現在、中米間の軍事交流は初級段階にあり、より高い段階への発展にはかなりの難度がある。中米間の軍事交流は今後主に、外交のフェーズの交流としての軍隊の上層部の相互訪問、学術交流としての軍事学院と大学の相互訪問、儀礼的交流としての双方の艦船の相互訪問という三つの面に限られる。そのうちの艦船の相互訪問が強化されることになろう。アメリカの軍隊側は、軍艦の訪問は毎年に行われているルートの一部分であり、防衛分野の会談の一部分でもあると見ている。現在、アメリカ側は2004年度中米軍隊交流計画の作成を行っており、中国軍隊との関係をいちだんと強化することになっている。

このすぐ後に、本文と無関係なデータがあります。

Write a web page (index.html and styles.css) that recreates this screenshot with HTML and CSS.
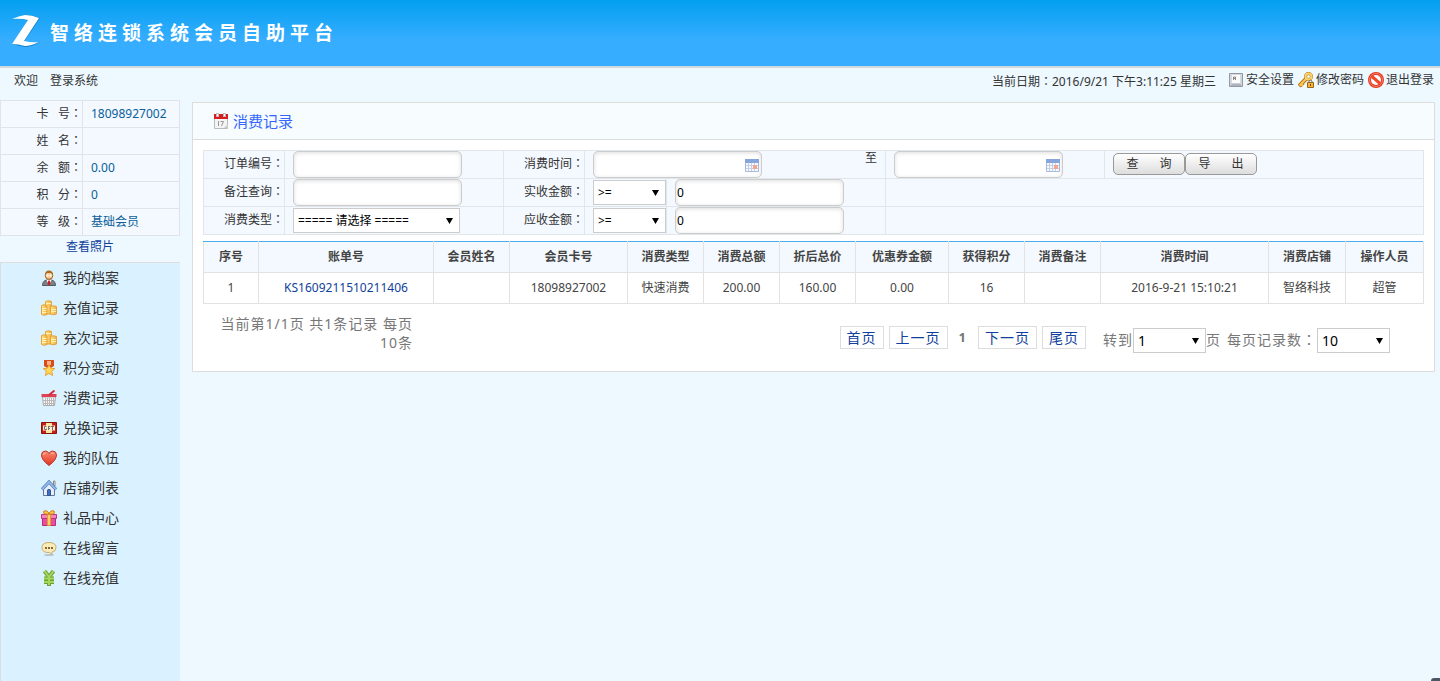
FILE: index.html
```
<!DOCTYPE html>
<html>
<head>
    <meta charset="UTF-8">
    <title>智络连锁系统会员自助平台</title>
    <link rel="stylesheet" href="styles.css">
</head>
<body>

<!-- Shared icons -->
<svg class="defs" width="0" height="0">
    <defs>
        <linearGradient id="gold" x1="0" y1="0" x2="1" y2="0">
            <stop offset="0" stop-color="#ffe98c"/>
            <stop offset="1" stop-color="#f2a93b"/>
        </linearGradient>
        <linearGradient id="red" x1="0" y1="0" x2="0" y2="1">
            <stop offset="0" stop-color="#ff8a70"/>
            <stop offset="1" stop-color="#dd3420"/>
        </linearGradient>
        <symbol id="coins" viewBox="0 0 16 16">
            <path d="M4.500 1.500q3-1.500 6 0v12.500h-6z" fill="url(#gold)" stroke="#e3a23c"/>
            <path d="M.5 5.500q2.500-1.500 5.500 0v9q-3 1.500-5.500 0z" fill="url(#gold)" stroke="#e3a23c"/>
            <path d="M9.500 6.500q3-1.500 6 0v7.500q-3 1.500-6 0z" fill="url(#gold)" stroke="#e3a23c"/>
            <path d="M1 8.500h4.500M1 10.500h4.500M1 12.500h4.500M10 9.500h5M10 11.500h5M5 3.500h5" stroke="#fff3b5"/>
        </symbol>
        <symbol id="datepick" viewBox="0 0 14 14">
            <path d="M.5 2.500h13v11H.5z" fill="#f5f8ff" stroke="#a9bbdc"/>
            <path d="M0 1h14v4H0z" fill="#86a5dc"/>
            <path d="M1 7.500h12M1 10.500h12M3.500 5v8M6.500 5v8M9.500 5v8" stroke="#c3d0ea"/>
            <path d="M8 7h4v4H8z" fill="#f2a58f"/>
        </symbol>
    </defs>
</svg>

<header class="header">
    <svg class="logo" viewBox="0 0 28 32">
        <path d="M1 4Q8 1 14 0Q21 0 28 3L12 27Q20 28 28 27Q20 32 13 32Q7 31 0 29L17 6Q9 3 1 4z" fill="#1680cc"/>
        <path d="M0 4Q7 1 13 0Q20 0 27 3L12 26Q20 28 27 27Q19 31 13 31Q6 29 0 29L16 5Q8 3 0 4z" fill="#fff"/>
    </svg>
    <h1>智络连锁系统会员自助平台</h1>
</header>

<!-- Welcome bar -->
<div class="topbar">
    <div class="welcome"><span>欢迎</span><span>登录系统</span></div>
    <div class="today">当前日期<span class="colon">：</span>2016/9/21 下午3:11:25 星期三</div>
    <a href="#">
        <svg class="icon" viewBox="0 0 16 16">
            <path d="M1.500 1.500h13v13h-13z" fill="#d5d8dd" stroke="#9297a0"/>
            <path d="M4 3h8v8.500H4z" fill="#fbfbfc"/>
            <path d="M2 14l2-2.500h8l2 2.500z" fill="#aeb3bb"/>
            <path d="M5.500 8V5h2v3M5.500 6.500h2" fill="none" stroke="#888"/>
        </svg>安全设置</a>
    <a href="#">
        <svg class="icon" viewBox="0 0 16 16">
            <path d="M8 7l-7 7M3 11.500l2 2" stroke="#b4721a" stroke-width="4"/>
            <circle cx="10.500" cy="4.500" r="3" fill="none" stroke="#b4721a" stroke-width="3"/>
            <path d="M8 7l-6.500 6.500M3 12l2 2" stroke="#ffc84e" stroke-width="2"/>
            <circle cx="10.500" cy="4.500" r="3" fill="none" stroke="#ffd469" stroke-width="2"/>
            <path d="M11 11V9q1.500-2 3 0v2" fill="none" stroke="#777"/>
            <path d="M9.500 10.500h6v5h-6z" fill="#f5b536" stroke="#9b6515"/>
            <path d="M12.500 12v2" stroke="#704500"/>
        </svg>修改密码</a>
    <a href="#">
        <svg class="icon" viewBox="0 0 16 16">
            <circle cx="8" cy="8" r="8" fill="#e33a20"/>
            <circle cx="8" cy="8" r="6.500" fill="none" stroke="#ff8062"/>
            <circle cx="8" cy="8" r="5" fill="#fff"/>
            <path d="M4 4.500l8 7" stroke="#ee4a2c" stroke-width="3"/>
        </svg>退出登录</a>
</div>

<div class="page">
    <aside class="sidebar">
        <table class="member">
            <tr><th>卡&nbsp;&nbsp; 号<span class="colon">：</span></th><td>18098927002</td></tr>
            <tr><th>姓&nbsp;&nbsp; 名<span class="colon">：</span></th><td></td></tr>
            <tr><th>余&nbsp;&nbsp; 额<span class="colon">：</span></th><td>0.00</td></tr>
            <tr><th>积&nbsp;&nbsp; 分<span class="colon">：</span></th><td>0</td></tr>
            <tr><th>等&nbsp;&nbsp; 级<span class="colon">：</span></th><td>基础会员</td></tr>
        </table>
        <a class="photo" href="#">查看照片</a>
        <nav class="menu">
            <a href="#">
                <svg class="icon" viewBox="0 0 16 16">
                    <path d="M1.500 15.500q0-5 4.500-5.500h4q4.500.500 4.500 5.500z" fill="#7c8089" stroke="#54585f"/>
                    <path d="M5.500 10l2.500 5 2.500-5z" fill="#fff"/>
                    <path d="M7.300 10.500h1.500l.700 3.500L8 15.500 6.500 14z" fill="#c32020"/>
                    <circle cx="8" cy="5.500" r="3.800" fill="#f8c78d" stroke="#a8641c"/>
                    <path d="M4 5Q4 .5 8 .5T12 5L10 3H6z" fill="#ad6c20"/>
                    <path d="M5.500 5.500h2M8.500 5.500h2" stroke="#fff" stroke-width="2"/>
                </svg>我的档案</a>
            <a href="#"><svg class="icon"><use href="#coins"/></svg>充值记录</a>
            <a href="#"><svg class="icon"><use href="#coins"/></svg>充次记录</a>
            <a href="#">
                <svg class="icon" viewBox="0 0 16 16">
                    <path d="M3 0h10v6l-5 3-5-3z" fill="#d84b1b"/>
                    <path d="M6 1h4v4H6z" fill="#ffb38a"/>
                    <path d="M8 4.500l1.700 3.700 4 .4-3 2.700.9 4.200L8 13.400l-3.600 2.100.9-4.200-3-2.700 4-.4z" fill="#ffd65b" stroke="#eba02c"/>
                </svg>积分变动</a>
            <a href="#">
                <svg class="icon" viewBox="0 0 16 16">
                    <path d="M1.500 7h13l-1 8.500h-11z" fill="#f8f8f8" stroke="#aaa"/>
                    <path d="M4.500 8v7M6.500 8v7M8.500 8v7M10.500 8v7M12.500 8v7M2 10.500h12M3 13.500h10" stroke="#b8b8b8"/>
                    <path d="M.500 4h15v3H.500z" fill="#df4254"/>
                    <path d="M8 5l5.500-4.500" stroke="#d42b3d" stroke-width="2"/>
                </svg>消费记录</a>
            <a href="#">
                <svg class="icon" viewBox="0 0 16 16">
                    <path d="M.5 2.500h15v11H.5z" fill="#c42217" stroke="#8c130c"/>
                    <path d="M5 3h6v10H5z" fill="#ffe3a0"/>
                    <path d="M2 5.500h12v5H2z" fill="#fff0cf"/>
                    <path d="M5.500 6.500H3.500v3h2v-1M7.500 6v4M7.500 6.500H9.500M7.500 8.500h1.500M10 6.500h3M11.500 6.500v3.500" fill="none" stroke="#77706a"/>
                </svg>兑换记录</a>
            <a href="#">
                <svg class="icon" viewBox="0 0 16 16">
                    <path d="M8 15.500Q.5 10 .5 5 .5 1 4.500 1 7 1 8 3.500 9 1 11.500 1q4 0 4 4 0 5-7.500 10.500z" fill="url(#red)" stroke="#b83a2b"/>
                    <path d="M2.500 5q0-2 2-2M10 3.500q2-1 3 0" stroke="#ffc0b0" fill="none"/>
                </svg>我的队伍</a>
            <a href="#">
                <svg class="icon" viewBox="0 0 16 16">
                    <path d="M12.500 1h1.500v5h-1.500z" fill="#eee" stroke="#888"/>
                    <path d="M2.500 8L8 3l5.500 5v7.500h-11z" fill="#e5edf9" stroke="#60779f"/>
                    <path d="M1 9.500l7-7.500 7 7.500" fill="none" stroke="#426ca9" stroke-width="3"/>
                    <path d="M1 9.500l7-7.500 7 7.500" fill="none" stroke="#8db6ea" stroke-width="2"/>
                    <path d="M6.500 15.500V10q1.500-1.500 3 0v5.500z" fill="#3e70bd" stroke="#315894"/>
                </svg>店铺列表</a>
            <a href="#">
                <svg class="icon" viewBox="0 0 16 16">
                    <path d="M1.500 8h13v7.500h-13z" fill="#e84fa4" stroke="#b52d7b"/>
                    <path d="M.5 4.500h15v4H.5z" fill="#f583bf" stroke="#ba3280"/>
                    <path d="M6.500 4.500h3v11h-3z" fill="#ffd25a" stroke="#e09b2c"/>
                    <path d="M8 4Q1 5 3 1q4-1 5 3Q9 0 13 1q2 4-5 3z" fill="#ffc34c" stroke="#c97b18"/>
                </svg>礼品中心</a>
            <a href="#">
                <svg class="icon" viewBox="0 0 16 16">
                    <ellipse cx="8" cy="15" rx="5" ry="1" fill="#b8c6cc"/>
                    <path d="M8 2.500q7 0 7 5 0 4-4 4.500v2.500L8.500 12.500Q1 13 1 7.500q0-5 7-5z" fill="#fbebb9" stroke="#c9ae6a"/>
                    <path d="M4 7h2v2H4zM7 7h2v2H7zM10 7h2v2h-2z" fill="#86683b"/>
                </svg>在线留言</a>
            <a href="#">
                <svg class="icon" viewBox="0 0 16 16">
                    <path d="M3.500 1L8 7l4.500-6M3 8.500h10M3 12h10M8 7v9" fill="none" stroke="#6ba436" stroke-width="4"/>
                    <path d="M3.500 1L8 7l4.500-6M3 8.500h10M3 12h10M8 7v8" fill="none" stroke="#a7d65d" stroke-width="2"/>
                </svg>在线充值</a>
        </nav>
    </aside>

    <main class="panel">
        <h2 class="panel-title">
            <svg class="icon" viewBox="0 0 16 16">
                <path d="M1.500 5h13v10.500h-13z" fill="#f4f4f4" stroke="#bbb"/>
                <path d="M1 1h14v5H1z" fill="#d91c1c"/>
                <path d="M3 0h3v4H3zM10 0h3v4h-3z" fill="#bbb"/>
                <path d="M4 1h1v2H4zM11 1h1v2h-1z" fill="#fff"/>
                <path d="M5.500 8v5M7.500 8.500h3l-2 4.500" fill="none" stroke="#999"/>
                <path d="M11 15l4-4v4z" fill="#ccc"/>
            </svg>消费记录</h2>

        <!-- Search form -->
        <form class="panel-body">
            <table class="filter">
                <colgroup>
                    <col class="w81"><col class="w219"><col class="w81"><col class="w82"><col class="w219"><col class="w219"><col class="w319">
                </colgroup>
                <tr>
                    <th><label for="orderNo">订单编号<span class="colon">：</span></label></th>
                    <td><input id="orderNo" class="text" type="text"></td>
                    <th><label for="dateFrom">消费时间<span class="colon">：</span></label></th>
                    <td colspan="2">
                        <div class="range">
                            <span class="date"><input id="dateFrom" class="text" type="text"><svg><use href="#datepick"/></svg></span>
                            <label for="dateTo">至</label>
                        </div>
                    </td>
                    <td><span class="date"><input id="dateTo" class="text" type="text"><svg><use href="#datepick"/></svg></span></td>
                    <td><div class="buttons"><button type="button">查&emsp;&ensp; 询</button><button type="button">导&emsp;&ensp; 出</button></div></td>
                </tr>
                <tr>
                    <th><label for="remark">备注查询<span class="colon">：</span></label></th>
                    <td><input id="remark" class="text" type="text"></td>
                    <th><label for="paidOp">实收金额<span class="colon">：</span></label></th>
                    <td><select id="paidOp" class="small"><option>&gt;=</option></select></td>
                    <td><input class="text" type="text" value="0" aria-label="实收金额"></td>
                    <td colspan="2"></td>
                </tr>
                <tr>
                    <th><label for="type">消费类型<span class="colon">：</span></label></th>
                    <td><select id="type" class="wide"><option>===== 请选择 =====</option></select></td>
                    <th><label for="dueOp">应收金额<span class="colon">：</span></label></th>
                    <td><select id="dueOp" class="small"><option>&gt;=</option></select></td>
                    <td><input class="text" type="text" value="0" aria-label="应收金额"></td>
                    <td colspan="2"></td>
                </tr>
            </table>

            <!-- Records -->
            <table class="records">
                <colgroup>
                    <col class="w55"><col class="w175"><col class="w76"><col class="w118"><col class="w76"><col class="w76"><col class="w76"><col class="w93"><col class="w76"><col class="w76"><col class="w168"><col class="w77"><col class="w78">
                </colgroup>
                <tr>
                    <th>序号</th><th>账单号</th><th>会员姓名</th><th>会员卡号</th><th>消费类型</th><th>消费总额</th><th>折后总价</th>
                    <th>优惠券金额</th><th>获得积分</th><th>消费备注</th><th>消费时间</th><th>消费店铺</th><th>操作人员</th>
                </tr>
                <tr>
                    <td>1</td><td><a href="#">KS1609211510211406</a></td><td></td><td>18098927002</td><td>快速消费</td><td>200.00</td><td>160.00</td>
                    <td>0.00</td><td>16</td><td></td><td>2016-9-21 15:10:21</td><td>智络科技</td><td>超管</td>
                </tr>
            </table>

            <!-- Pager -->
            <div class="pager">
                <div class="summary">当前第1/1页 共1条记录 每页10条</div>
                <div class="links">
                    <a href="#">首页</a>
                    <a href="#">上一页</a>
                    <strong>1</strong>
                    <a href="#">下一页</a>
                    <a href="#">尾页</a>
                </div>
                <div class="jump">
                    <label for="pageNo">转到</label>
                    <select id="pageNo" class="small"><option>1</option></select>
                    <span>页</span>
                    <label class="size-label" for="pageSize">每页记录数<span class="colon">：</span></label>
                    <select id="pageSize" class="small"><option>10</option></select>
                </div>
            </div>
        </form>
    </main>
</div>

<div class="corner"></div>

</body>
</html>
```
FILE: styles.css
```
* {
    box-sizing: border-box;
}

body {
    margin: 0;
    min-height: 100vh;
    display: flex;
    flex-direction: column;
    font-family: "Noto Sans", "Noto Sans CJK SC", sans-serif;
    font-size: 12px;
    line-height: 18px;
    color: #333;
    background-color: #edf8ff;
}

a {
    color: #333;
    text-decoration: none;
}

table {
    border-collapse: collapse;
    table-layout: fixed;
    width: 100%;
}

.defs {
    position: absolute;
}

.icon {
    width: 16px;
    height: 16px;
    flex: none;
}

/* Centred full-width colon */
.colon {
    font-family: "Noto Sans CJK TC", sans-serif;
}

/* Header */
.header {
    display: flex;
    align-items: center;
    gap: 10px;
    height: 68px;
    padding: 0 12px 4px;
    background: linear-gradient(#039ff0, #36adff 60%);
    border-bottom: 2px solid #d0d8e0;
}

.logo {
    width: 28px;
    height: 32px;
}

.header h1 {
    margin: 0;
    padding-top: 4px;
    font-size: 19px;
    line-height: 28px;
    letter-spacing: 5px;
    color: #fff;
}

/* Welcome bar */
.topbar {
    display: flex;
    align-items: center;
    gap: 4px;
    height: 24px;
    margin-bottom: 8px;
    padding: 0 6px 0 14px;
}

.welcome {
    display: flex;
    gap: 12px;
    flex: 1;
    padding-top: 2px;
}

.today {
    margin-right: 8px;
    padding-top: 2px;
}

.topbar a {
    display: flex;
    align-items: center;
    gap: 2px;
}

/* Sidebar */
.page {
    display: flex;
    flex: 1;
}

.sidebar {
    display: flex;
    flex-direction: column;
    width: 180px;
    flex: none;
}

.member th, .member td {
    height: 27px;
    padding: 0 0 1px 8px;
    border: 1px solid #e0e4e8;
    background-color: #f3f9ff;
    color: #0a6099;
    text-align: left;
}

.member th {
    width: 82px;
    padding: 0 0 2px;
    font-weight: normal;
    color: #333;
    text-align: right;
}

.photo {
    padding: 2px 0 6px;
    text-align: center;
    color: #10419c;
}

.menu {
    flex: 1;
    border: 1px solid #ddd;
    border-width: 1px 0 0 1px;
    background-color: #daf1ff;
}

.menu a {
    display: flex;
    align-items: center;
    gap: 6px;
    height: 30px;
    padding-left: 40px;
    font-size: 14px;
}

/* Main panel */
.panel {
    flex: 1;
    align-self: flex-start;
    margin: 2px 5px 0 12px;
    border: 1px solid #ddd;
    background-color: #fff;
}

.panel-title {
    display: flex;
    align-items: center;
    gap: 4px;
    height: 37px;
    margin: 0;
    padding-left: 20px;
    border-bottom: 1px solid #ddd;
    background-color: #f7fcff;
    font-size: 15px;
    font-weight: normal;
    color: #36f;
}

.panel-body {
    padding: 10px 10px 18px;
}

/* Search form */
.filter th, .filter td {
    height: 28px;
    padding: 0 0 0 8px;
    border: 1px solid #e0e6ea;
    background-color: #f3f9ff;
    text-align: left;
}

.filter th {
    padding: 0 0 2px;
    font-weight: normal;
    text-align: right;
}

.text {
    display: block;
    width: 169px;
    height: 27px;
    padding: 0 1px;
    border: 1px solid #ccc;
    border-radius: 5px;
    background-color: #fff;
    box-shadow: inset 0 1px 4px #ddd;
    font: inherit;
    color: #000;
}

/* Black drop-down arrow */
select {
    display: block;
    height: 25px;
    padding: 0 4px;
    border: 1px solid #ccc;
    border-radius: 0;
    appearance: none;
    background: #fff url("data:image/svg+xml,%3Csvg xmlns='http://www.w3.org/2000/svg' viewBox='0 0 7 6'%3E%3Cpath d='M0 0h7L3.500 6z'/%3E%3C/svg%3E") no-repeat right 6px center / 7px 6px;
    font: inherit;
    color: #000;
}

.small {
    width: 73px;
}

.wide {
    width: 167px;
}

.date {
    display: block;
    position: relative;
    width: 169px;
}

.date svg {
    position: absolute;
    top: 7px;
    right: 3px;
    width: 14px;
    height: 14px;
}

.range {
    display: flex;
    justify-content: space-between;
    line-height: 14px;
    padding-right: 8px;
}

.buttons {
    display: flex;
    padding-bottom: 2px;
}

.buttons button {
    width: 72px;
    height: 22px;
    padding: 0;
    border: 1px solid #999;
    border-radius: 5px;
    background: linear-gradient(#fff, #ddd);
    font: inherit;
    color: #333;
}

/* Records */
.records {
    margin-top: 6px;
}

.records th, .records td {
    height: 31px;
    padding: 0;
    border: 1px solid #e2e2e2;
    text-align: center;
    color: #444;
}

.records th {
    border-top-color: #4badea;
    background-color: #f3f9ff;
}

.records a {
    color: #10419c;
}

/* Column widths */
.w55 { width: 55px; }
.w76 { width: 76px; }
.w77 { width: 77px; }
.w78 { width: 78px; }
.w81 { width: 81px; }
.w82 { width: 82px; }
.w93 { width: 93px; }
.w118 { width: 118px; }
.w168 { width: 168px; }
.w175 { width: 175px; }
.w219 { width: 219px; }
.w319 { width: 319px; }

/* Pager */
.pager {
    display: flex;
    align-items: flex-start;
    padding: 10px 34px 0 4px;
    font-size: 14px;
    line-height: 19px;
    letter-spacing: 1px;
    color: #777;
}

.summary {
    width: 206px;
    text-align: right;
}

.links, .jump {
    display: flex;
    align-items: center;
    margin-top: 12px;
}

.links {
    gap: 5px;
    margin-left: auto;
}

.links a {
    padding: 1px 6px;
    border: 1px solid #ddd;
    color: #10419c;
}

.links strong {
    padding: 0 6px;
    font-size: 13px;
}

.jump {
    margin-left: 17px;
}

.jump select {
    margin-top: 2px;
    letter-spacing: 0;
}

.size-label {
    margin-left: 6px;
}

/* Tool tab peeking in at the window corner */
.corner {
    position: fixed;
    right: 0;
    bottom: 0;
    width: 9px;
    height: 3px;
    border-top-left-radius: 3px;
    background-color: #4b5563;
}
```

アメリカの軍隊の側は中国と建設的な協力関係を発展させ、両国軍隊の往来を再開するという自国政府の方策を支持し、中国側との防衛分野の協議を続け、両国軍隊の往来が双方に相互理解の機会をもたらすことを望んでいる。

中国は中米両国軍隊の関係発展に積極的な態度をとっており、「相互尊重、互恵、相互理解増進、両国関係に服従し奉仕する」という対外軍事交流の原則に従ってアメリカの軍隊との交流を行うことになっている。中国側はアメリカ側とともに両国軍隊の関係発展の中のさまざまな妨害と障害を取り除き、両国軍隊の関係改善と発展を推進し、両国の建設的な協力関係のさらなる深化のために努めることを望んでいる。

しかし、念願と現実はいつも矛盾に満ちている。具体的に言えば、アメリカでは大統領選挙を控えており、選挙の結果が今後の現実に及ぼす影響は極めて大きいに違いない。共和党が引き続き政権を握るならば、中米両国の軍隊交流は台湾海峡の情勢によって決まることになろうが、民主党が政権をとれば、中米両国の関係は新たな調整に直面し、両国の軍事交流も新たな試練に直面することになろう。

要するに、客観的で理性的に中米両国の軍事関係と軍事交流を認識する必要があり、ある時期、ある事柄を目にして気の向くままに楽観的な判断をしてはならない。最近、アメリカの対中戦略の必要の増大によって中米両国の軍事交流にはよい勢いが現われてはいるが、この勢いには充実させる内容がまだ不足している。中米軍事関係が本当に紆余曲折を繰り返す状態から抜け出すまでにはまだかなり時間がかかりそうである。